GOAL OF THE EXERCISE:
Copy each line with the word "React" in it.

COLLECTED DATA:
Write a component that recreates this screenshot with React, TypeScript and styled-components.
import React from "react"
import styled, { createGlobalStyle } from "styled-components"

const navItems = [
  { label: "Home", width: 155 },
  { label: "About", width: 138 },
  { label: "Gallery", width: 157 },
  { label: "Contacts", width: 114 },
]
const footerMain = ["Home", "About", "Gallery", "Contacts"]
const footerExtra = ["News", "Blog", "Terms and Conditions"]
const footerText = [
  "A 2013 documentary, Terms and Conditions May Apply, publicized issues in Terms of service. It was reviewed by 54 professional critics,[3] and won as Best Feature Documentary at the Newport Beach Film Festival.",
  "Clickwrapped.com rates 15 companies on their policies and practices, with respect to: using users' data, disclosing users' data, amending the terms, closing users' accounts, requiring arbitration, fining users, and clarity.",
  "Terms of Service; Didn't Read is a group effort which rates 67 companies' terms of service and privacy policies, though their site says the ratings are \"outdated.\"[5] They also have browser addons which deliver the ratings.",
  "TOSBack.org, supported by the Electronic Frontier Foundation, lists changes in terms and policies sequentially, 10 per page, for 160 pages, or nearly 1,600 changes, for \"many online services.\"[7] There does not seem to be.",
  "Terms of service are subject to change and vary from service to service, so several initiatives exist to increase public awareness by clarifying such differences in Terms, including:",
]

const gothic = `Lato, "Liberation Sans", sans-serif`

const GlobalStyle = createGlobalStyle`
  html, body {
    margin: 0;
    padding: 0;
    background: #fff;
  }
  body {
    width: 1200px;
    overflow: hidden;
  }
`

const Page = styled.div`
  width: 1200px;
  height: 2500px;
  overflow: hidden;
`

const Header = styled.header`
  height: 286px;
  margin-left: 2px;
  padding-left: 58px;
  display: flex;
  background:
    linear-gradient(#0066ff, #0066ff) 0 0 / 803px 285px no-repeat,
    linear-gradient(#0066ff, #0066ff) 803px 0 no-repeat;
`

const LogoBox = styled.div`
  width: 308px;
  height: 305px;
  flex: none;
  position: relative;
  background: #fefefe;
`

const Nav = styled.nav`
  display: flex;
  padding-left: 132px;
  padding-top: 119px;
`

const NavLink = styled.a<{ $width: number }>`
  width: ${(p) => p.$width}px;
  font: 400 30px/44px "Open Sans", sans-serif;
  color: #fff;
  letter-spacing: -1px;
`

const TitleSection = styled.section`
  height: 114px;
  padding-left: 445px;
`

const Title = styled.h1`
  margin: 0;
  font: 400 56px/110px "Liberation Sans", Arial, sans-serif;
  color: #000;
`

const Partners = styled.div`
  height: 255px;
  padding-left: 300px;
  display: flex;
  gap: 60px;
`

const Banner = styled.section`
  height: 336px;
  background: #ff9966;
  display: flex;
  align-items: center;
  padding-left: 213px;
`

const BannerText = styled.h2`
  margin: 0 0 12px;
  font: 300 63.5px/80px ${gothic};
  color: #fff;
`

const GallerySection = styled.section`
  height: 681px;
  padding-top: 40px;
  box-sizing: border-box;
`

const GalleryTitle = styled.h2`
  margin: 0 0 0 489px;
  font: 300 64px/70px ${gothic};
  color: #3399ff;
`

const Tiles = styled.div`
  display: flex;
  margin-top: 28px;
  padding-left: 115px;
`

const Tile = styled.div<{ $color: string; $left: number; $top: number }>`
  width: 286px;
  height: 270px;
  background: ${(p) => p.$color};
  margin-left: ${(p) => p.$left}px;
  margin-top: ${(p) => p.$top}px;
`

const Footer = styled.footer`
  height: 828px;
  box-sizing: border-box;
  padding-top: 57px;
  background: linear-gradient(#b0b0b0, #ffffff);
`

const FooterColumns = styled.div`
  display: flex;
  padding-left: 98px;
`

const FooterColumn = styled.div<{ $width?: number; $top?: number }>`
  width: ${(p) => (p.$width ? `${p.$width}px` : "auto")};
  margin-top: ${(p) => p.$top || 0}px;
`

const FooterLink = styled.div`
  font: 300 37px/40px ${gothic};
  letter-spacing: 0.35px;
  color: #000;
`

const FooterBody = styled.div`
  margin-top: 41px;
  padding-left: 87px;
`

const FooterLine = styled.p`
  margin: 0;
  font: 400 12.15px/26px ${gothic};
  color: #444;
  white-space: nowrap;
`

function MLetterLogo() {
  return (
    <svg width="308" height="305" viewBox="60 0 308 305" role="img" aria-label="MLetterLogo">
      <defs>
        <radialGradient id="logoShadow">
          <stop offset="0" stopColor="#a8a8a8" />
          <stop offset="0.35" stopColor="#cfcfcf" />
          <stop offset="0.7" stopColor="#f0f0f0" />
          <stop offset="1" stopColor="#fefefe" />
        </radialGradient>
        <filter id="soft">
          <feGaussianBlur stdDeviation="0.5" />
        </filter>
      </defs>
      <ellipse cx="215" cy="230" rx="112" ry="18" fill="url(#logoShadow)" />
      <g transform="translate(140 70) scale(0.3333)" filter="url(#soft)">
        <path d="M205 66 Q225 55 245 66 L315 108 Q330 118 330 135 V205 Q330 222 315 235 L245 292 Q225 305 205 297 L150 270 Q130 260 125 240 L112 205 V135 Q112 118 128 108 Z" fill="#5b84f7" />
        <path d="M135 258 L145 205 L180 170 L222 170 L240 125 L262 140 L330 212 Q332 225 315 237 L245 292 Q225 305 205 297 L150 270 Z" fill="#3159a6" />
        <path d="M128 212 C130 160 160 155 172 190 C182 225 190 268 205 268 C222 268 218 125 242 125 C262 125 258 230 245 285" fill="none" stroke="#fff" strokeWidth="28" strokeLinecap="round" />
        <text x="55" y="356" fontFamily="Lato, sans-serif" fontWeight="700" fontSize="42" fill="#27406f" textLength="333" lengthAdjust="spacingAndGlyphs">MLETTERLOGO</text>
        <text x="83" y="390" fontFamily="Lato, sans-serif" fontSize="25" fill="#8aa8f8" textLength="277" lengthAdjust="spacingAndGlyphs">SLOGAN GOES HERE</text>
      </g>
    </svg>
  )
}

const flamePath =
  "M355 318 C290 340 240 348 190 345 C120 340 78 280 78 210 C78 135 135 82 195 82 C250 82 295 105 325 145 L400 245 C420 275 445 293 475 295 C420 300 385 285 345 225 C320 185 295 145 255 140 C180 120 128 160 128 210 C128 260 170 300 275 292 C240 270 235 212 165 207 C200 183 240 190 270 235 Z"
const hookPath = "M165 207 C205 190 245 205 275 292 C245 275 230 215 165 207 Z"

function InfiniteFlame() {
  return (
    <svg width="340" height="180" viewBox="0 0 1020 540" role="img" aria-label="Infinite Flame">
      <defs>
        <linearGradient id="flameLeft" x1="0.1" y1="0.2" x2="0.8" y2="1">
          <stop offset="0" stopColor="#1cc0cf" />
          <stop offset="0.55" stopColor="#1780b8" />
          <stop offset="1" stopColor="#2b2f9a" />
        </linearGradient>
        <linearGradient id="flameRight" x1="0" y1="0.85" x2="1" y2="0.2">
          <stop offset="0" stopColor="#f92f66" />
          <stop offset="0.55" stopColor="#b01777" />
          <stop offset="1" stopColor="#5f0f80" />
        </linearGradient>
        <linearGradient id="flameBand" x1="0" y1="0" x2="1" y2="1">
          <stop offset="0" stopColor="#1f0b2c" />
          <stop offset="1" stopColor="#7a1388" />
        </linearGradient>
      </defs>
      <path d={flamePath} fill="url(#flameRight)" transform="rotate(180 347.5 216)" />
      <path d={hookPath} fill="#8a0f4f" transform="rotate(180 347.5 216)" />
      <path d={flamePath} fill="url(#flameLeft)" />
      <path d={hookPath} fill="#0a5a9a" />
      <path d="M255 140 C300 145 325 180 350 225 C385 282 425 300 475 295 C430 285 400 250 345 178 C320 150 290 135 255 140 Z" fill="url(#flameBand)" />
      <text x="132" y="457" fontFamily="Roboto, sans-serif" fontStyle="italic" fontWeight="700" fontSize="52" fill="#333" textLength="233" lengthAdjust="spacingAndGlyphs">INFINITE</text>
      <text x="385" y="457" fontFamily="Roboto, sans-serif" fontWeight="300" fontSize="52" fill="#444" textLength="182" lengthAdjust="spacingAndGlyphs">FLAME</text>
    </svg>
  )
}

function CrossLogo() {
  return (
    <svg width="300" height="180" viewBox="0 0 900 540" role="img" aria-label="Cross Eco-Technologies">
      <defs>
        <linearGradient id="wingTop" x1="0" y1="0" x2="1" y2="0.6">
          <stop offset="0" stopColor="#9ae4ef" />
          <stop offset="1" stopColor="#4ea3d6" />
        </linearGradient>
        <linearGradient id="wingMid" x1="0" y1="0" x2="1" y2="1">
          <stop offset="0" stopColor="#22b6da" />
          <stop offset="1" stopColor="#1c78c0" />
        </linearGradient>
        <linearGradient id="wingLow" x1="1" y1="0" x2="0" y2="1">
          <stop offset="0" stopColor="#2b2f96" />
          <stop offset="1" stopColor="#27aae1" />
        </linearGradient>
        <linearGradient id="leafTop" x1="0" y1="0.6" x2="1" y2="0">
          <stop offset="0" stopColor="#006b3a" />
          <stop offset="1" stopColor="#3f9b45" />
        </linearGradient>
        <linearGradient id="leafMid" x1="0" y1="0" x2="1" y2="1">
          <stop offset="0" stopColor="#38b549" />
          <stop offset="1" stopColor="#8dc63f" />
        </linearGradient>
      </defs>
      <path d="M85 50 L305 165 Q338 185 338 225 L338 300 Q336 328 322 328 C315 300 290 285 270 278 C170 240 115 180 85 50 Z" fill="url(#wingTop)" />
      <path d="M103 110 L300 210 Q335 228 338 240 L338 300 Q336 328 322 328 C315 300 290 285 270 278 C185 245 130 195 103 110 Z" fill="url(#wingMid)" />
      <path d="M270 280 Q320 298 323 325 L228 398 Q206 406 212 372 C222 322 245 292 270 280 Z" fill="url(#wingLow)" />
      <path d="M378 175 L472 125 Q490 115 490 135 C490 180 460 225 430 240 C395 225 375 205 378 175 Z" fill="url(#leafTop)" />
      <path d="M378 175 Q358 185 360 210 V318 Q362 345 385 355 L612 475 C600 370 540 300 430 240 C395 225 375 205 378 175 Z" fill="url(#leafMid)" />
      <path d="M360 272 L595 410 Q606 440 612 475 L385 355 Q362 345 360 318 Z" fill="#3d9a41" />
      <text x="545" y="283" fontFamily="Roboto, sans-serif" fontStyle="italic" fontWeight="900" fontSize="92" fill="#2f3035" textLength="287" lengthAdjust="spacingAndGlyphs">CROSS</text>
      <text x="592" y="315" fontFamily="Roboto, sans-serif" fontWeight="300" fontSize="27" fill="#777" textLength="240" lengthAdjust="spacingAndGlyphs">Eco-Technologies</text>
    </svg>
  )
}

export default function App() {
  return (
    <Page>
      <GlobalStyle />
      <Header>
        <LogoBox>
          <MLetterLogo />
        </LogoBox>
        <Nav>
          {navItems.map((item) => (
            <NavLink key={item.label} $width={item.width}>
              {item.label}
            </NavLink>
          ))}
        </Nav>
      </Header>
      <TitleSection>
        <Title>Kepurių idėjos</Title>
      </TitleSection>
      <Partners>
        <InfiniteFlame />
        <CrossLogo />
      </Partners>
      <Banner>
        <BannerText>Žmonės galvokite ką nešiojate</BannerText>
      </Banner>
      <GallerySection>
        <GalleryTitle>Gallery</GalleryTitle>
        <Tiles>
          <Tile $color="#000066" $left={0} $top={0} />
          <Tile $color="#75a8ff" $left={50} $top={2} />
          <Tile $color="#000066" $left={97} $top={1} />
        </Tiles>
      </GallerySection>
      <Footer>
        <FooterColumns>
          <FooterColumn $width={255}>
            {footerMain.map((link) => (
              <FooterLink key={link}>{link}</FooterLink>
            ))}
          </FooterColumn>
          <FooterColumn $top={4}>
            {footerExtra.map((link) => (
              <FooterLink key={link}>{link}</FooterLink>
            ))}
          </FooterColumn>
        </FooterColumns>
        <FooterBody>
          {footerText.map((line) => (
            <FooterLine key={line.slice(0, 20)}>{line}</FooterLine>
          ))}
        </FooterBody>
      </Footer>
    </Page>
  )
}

WORKED SOLUTION:
Write a component that recreates this screenshot with React, TypeScript and styled-components.
import React from "react"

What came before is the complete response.